À l’origine, un conte populaire
Si l’on se concentre sur l’origine même du concept, on peut revenir très loin en arrière. Il faut dire qu’un des premiers isekai de la culture populaire japonaise n’est autre que le conte folklorique de Urashima Tarō. Dans la légende, ce dernier trouve une tortue sur la plage et la libère dans l’océan. La tortue revient à lui et l’emmène sous l’eau au Dragon Palace passer du bon temps avec la princesse des lieux pendant quelques jours. Mais à son retour, il se rend compte que tout a changé : 100 ans sont passés sans lui ! Ne pouvant plus se rappeler de la princesse, il ouvre à tort son cadeau de départ… et se change en un vieil homme.
Naturellement, de nombreux artistes japonaises s’inspirent du folklore de leur pays pour leurs mangas. Difficile de les compter tant ils sont multiples, des yokaï aux divers démons que l’on rencontre dans la majorité des shonen. Le concept même d’isekai s’est vu absolument partout : puisqu’il ne s’agit que de parler d’un « autre monde », tous les animes se déroulant dans un monde parallèle peuvent rentrer dans cette catégorie.
Le bug du millénaire
Cependant, l’isekai tel qu’on l’entend de nos jours sous-entend surtout de se retrouver enfermé dans un jeu vidéo. Et cette tendance est naturelle : à la fin des années 90/début des années 2000, l’outil informatique (et par extension le jeu vidéo) devient de plus en plus important dans la culture populaire. Plus encore, internet se répand toujours plus vite dans de nombreux foyers, et les MMORPG prennent vie comme une sorte de curiosité culturelle tout autant qu’un terrain d’expérimentation. De là sont nées de nombreux fantasmes qui ont motivé bien des scénarios d’anticipation.

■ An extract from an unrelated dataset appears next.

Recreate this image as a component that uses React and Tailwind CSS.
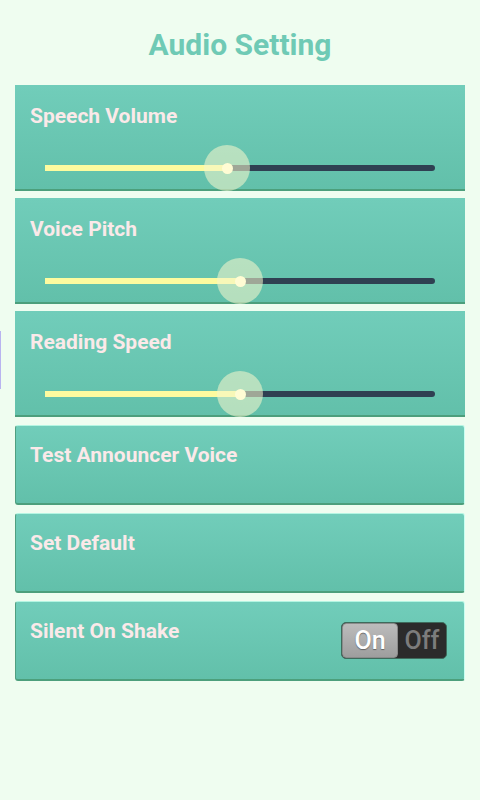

Pour la culture populaire japonaise, lier tout cela avec le jeu vidéo a été parfaitement naturel. L’un des premiers signes de cet ordre ne fut autre que la popularité (au Japon, mais aussi dans le monde) de la licence Digimon. Si elle pouvait paraître n’être qu’une pâle copie de Pokémon, elle avait en son sein des problématiques plus ancrées dans l’actualité de notre monde que son rival. Dans Digimon, le monde numérique prend littéralement vie, et de son emprise sur le monde réel dépende bien des événements. Si la notion pouvait paraître un brin grandiloquente à l’époque, force est d’avouer que c’est bien le cas de nos jours.
Toutefois, il est un animé qui a poussé le trait particulièrement loin : .hack//. Voyant la popularité grandissante des MMORPG (malgré leur statut de niche à l’époque), le développeur CyberConnect 2 a décidé d’en profiter pour créer son propre univers transmédia s’étalant sur des mangas, des animes mais aussi des jeux vidéo. C’est ainsi que .hack//SIGN, le premier animé de la franchise, s’est mis à raconter l’histoire de Tsukasa, un personnage se retrouvant enfermé dans un MMORPG sans aucune chance de s’en sortir. Du même temps, l’auteur Reki Kawahara suit la vague et lance son roman (light novel) Sword Art Online. Square Enix, lui, la même année Final Fantasy XI, le premier MMORPG de la licence. L’heure est à relier jeux vidéo et internet.
Un grand gagnant qui en fait naître d’autres
Il ne s’agissait là que des exemples. Dans les faits, de nombreuses autres séries sont nées à la même époque : il ne s’agissait que de sentir le vent tourner. Mais beaucoup, comme .hack, ont payé le prix d’être visionnaire… un peu trop tôt. La vague isekai n’a pas déferlé comme elle est aujourd’hui tout simplement car la culture internet n’avait pas la même importance culturelle qu’à nos jours.
Plus les ménages ont pu accéder à internet, plus les produits technologiques sont devenus accessibles, et plus cette culture a pris dans l’ampleur jusqu’à devenir le fer de lance de la culture populaire. C’est dans ce contexte que l’adaptation animé de Sword Art Online, le light novel de 2002 qui a su de croître à travers les années car trop modeste pour échouer, a été annoncée en 2011. Et la poudre… a pris feu. L’explosion a été immédiate. Et alors que l’industrie animé a subi bien des transformations pour arriver à tenir un rythme de production toujours plus fou, elle suit naturellement le pas et continue de proposer autant d’adaptation d’isekai tiré de créations originales, de light novel ou de mangas que possible.
Sword Art Online est bien sûr devenu l’emblème de tout ce mouvement. Mais ne vous y trompez pas : la vague allait arriver d’un jour ou l’autre. La véritable question est surtout d’arriver à prédire sa fin, et sous quelles conditions.